People are asking, “Does this promotion actually make my life better, or does it just pile on more stress with the same old tradeoffs?” More and more people are realizing that if the ladder leads straight into burnout, maybe it’s not worth climbing.

Four

AI in the Workplace

Two-thirds of people said they’re already using AI at work, and another 18% want to start. Only 9% flat-out reject it. 

Here’s what I think. Workers aren’t waiting for “official rollouts” or “leadership approval.” They’re using AI because they need relief. They’re trying to cut down the busy work, protect their energy, and survive unreasonable workloads. Meanwhile, executives are still stuck in strategy meetings about what AI might mean for the future.

AI is one of the best tools we’ve ever had for designing jobs that work for you instead of draining you. So that’s my advice for workers feeling the pressure: Automate the repeatable, scrap the performative nonsense, and free yourself up to actually do the creative or strategic work you were hired for.

If you’re using AI to claw back your time, you’re not lazy. You’re smart.

Burnout

When I asked people to rate their burnout on a scale of 1 to 10, most answers fell between 5 and 8. That constitutes as moderate burnout. 

What’s most shocking is that only 6% said they weren’t burned out at all.

That tells me that burnout is now the majority's experience, which is a huge problem. When something becomes normalized, companies stop treating burnout like something urgent to fix. They start treating the grind like “part of the job.”

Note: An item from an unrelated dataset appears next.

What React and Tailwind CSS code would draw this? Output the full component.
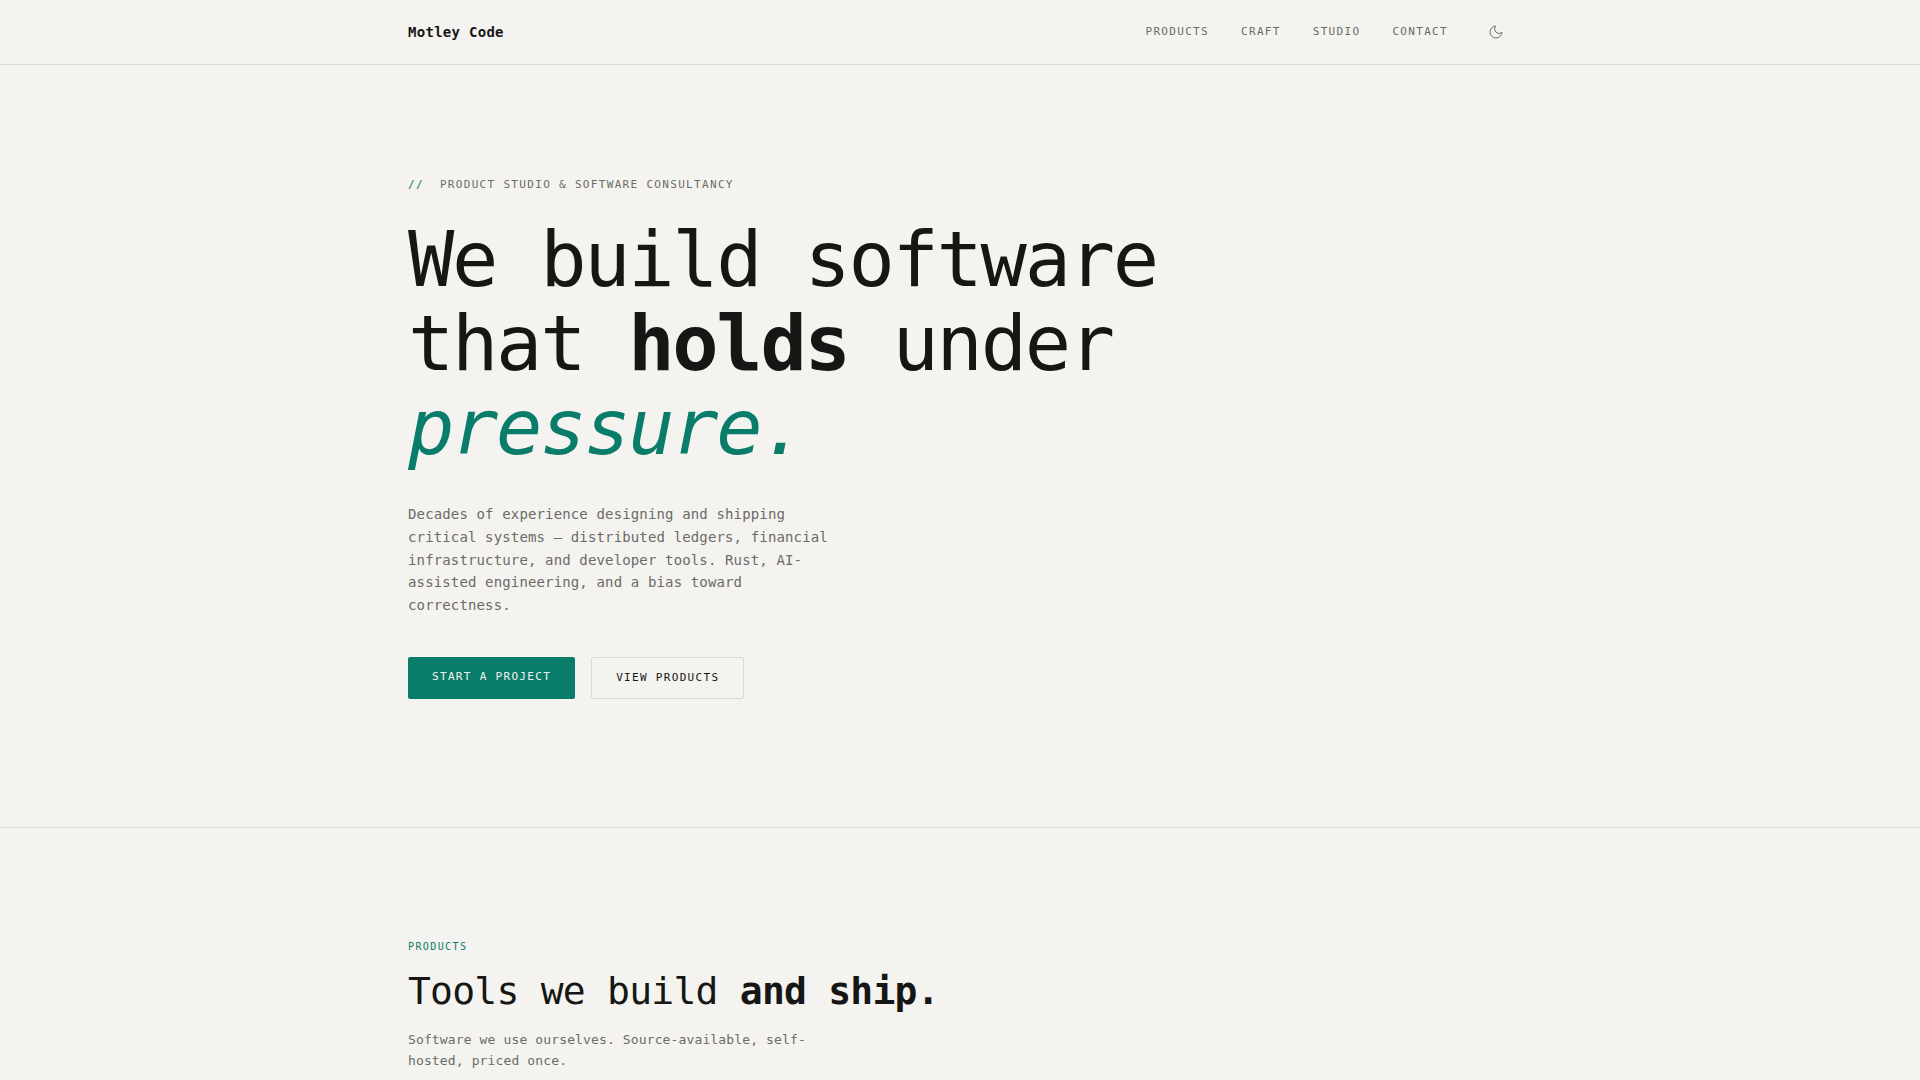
import React from "react";

const NAV_LINKS = [
  { label: "Products", href: "#products" },
  { label: "Craft", href: "#craft" },
  { label: "Studio", href: "#studio" },
  { label: "Contact", href: "#contact" },
];

function Header() {
  return (
    <header className="border-b border-[#d8d8d0]">
      <div className="mx-auto flex h-16 max-w-6xl items-center justify-between px-6">
        <a href="#top" className="text-sm font-bold tracking-[0.02em]">
          Motley Code
        </a>
        <nav className="flex items-center gap-8">
          {NAV_LINKS.map((link) => (
            <a key={link.href} href={link.href} className="text-[11px] uppercase tracking-[0.12em] text-[#6b6b68]">
              {link.label}
            </a>
          ))}
          <button type="button" aria-label="Toggle theme" className="flex size-8 items-center justify-center text-[#6b6b68]">
            <svg viewBox="0 0 24 24" className="size-4" fill="none" stroke="currentColor" strokeWidth="1.5">
              <path d="M21 12.79A9 9 0 1 1 11.21 3 7 7 0 0 0 21 12.79z" />
            </svg>
          </button>
        </nav>
      </div>
    </header>
  );
}

function Hero() {
  return (
    <section id="top" className="border-b border-[#d8d8d4]">
      <div className="mx-auto max-w-6xl px-6 pt-28 pb-32">
        <p className="flex gap-4 text-[11px] leading-4 uppercase tracking-[0.12em] text-[#6b6b68]">
          <span className="text-[#0a7c6a]">//</span>
          Product studio &amp; software consultancy
        </p>
        <h1 className="mt-[25px] max-w-[800px] text-[77px] leading-[84px] tracking-[-0.03em]">
          We build software that <strong className="font-bold">holds</strong> under{" "}
          <em className="text-[#0a7c6a]">pressure.</em>
        </h1>
        <p className="mt-[33px] max-w-[440px] text-sm leading-relaxed tracking-[0.01em] text-[#6b6b68]">
          Decades of experience designing and shipping critical systems — distributed ledgers, financial
          infrastructure, and developer tools. Rust, AI-assisted engineering, and a bias toward correctness.
        </p>
        <div className="mt-10 flex gap-4 text-[11px] leading-4 uppercase tracking-[0.12em]">
          <a href="#contact" className="rounded-xs bg-[#0a7c6a] px-6 py-3 text-[#f4f3ef]">
            Start a project
          </a>
          <a href="#products" className="rounded-xs border border-[#d8d8d4] px-6 py-3">
            View products
          </a>
        </div>
      </div>
    </section>
  );
}

function Products() {
  return (
    <section id="products">
      <div className="mx-auto max-w-6xl px-6 pt-28">
        <p className="text-[10px] leading-[13px] uppercase tracking-[0.14em] text-[#0a7c6a]">Products</p>
        <h2 className="mt-4 text-[38px] leading-[44px] tracking-[-0.02em]">
          Tools we build <strong className="font-bold">and ship.</strong>
        </h2>
        <p className="mt-4 max-w-[420px] text-[13px] leading-relaxed tracking-[0.01em] text-[#6b6b68]">
          Software we use ourselves. Source-available, self-hosted, priced once.
        </p>
      </div>
    </section>
  );
}

export default function App() {
  return (
    <div className="min-h-screen bg-[#f4f3ef] font-['DejaVu_Sans_Mono',monospace] text-[#161615]">
      <Header />
      <main>
        <Hero />
        <Products />
      </main>
    </div>
  );
}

I think this is exactly why Lazy Girl Jobs has hit a nerve. It gave people permission to say, “Wait, why am I accepting constant burnout as normal?” We shouldn’t need to crash in order to get rest. We shouldn’t need to hit an 8 out of 10 just to justify boundaries.

If everyone around you is moderately burned out, the system is broken. And if the system is broken, you’re protecting yourself by opting out of it.

How burnt out are people
what pay cut would you take for more leisure time

Pay vs. Personal Time

When asked if they’d take a pay cut for more personal time, 30% said now, while 70% said yes. 

But here’s where it gets interesting: 

  • The biggest percentage of people (18%) said they’d give up 6–10% of their pay. 
  • Nine percent said they’d give up 21–30%. 
  • And a few said they’d even sacrifice more than 50%.

That tells me many workers are willing to give up financial growth for balance, which goes directly against the corporate narrative that money is the only motivator. 

This trend loops back to the earlier career vs. well-being answers. On the surface, 67% say they’d rather get a promotion than have a lower-stress job. But deeper down, a lot of them are actually open to less pay if it means more peace.

The State of Work in 2025

The data makes it obvious: the grind is broken. People are burning out, promotions don’t guarantee happiness, and AI is already reshaping how we work … whether leadership likes it or not. Workers are quietly admitting they’d give up money for balance, while still being told to chase the next rung on a ladder that leads nowhere.

The old playbook for career success simply doesn’t work anymore. 

So here’s my call to you: Stop waiting for corporate to catch up. Stop waiting for recognition that may never come. Build the job that works for you. Use the tools. Set the boundaries. Protect your time.

Because if the system is designed to drain you, opting out isn’t laziness — it’s resistance. And resistance is how change begins.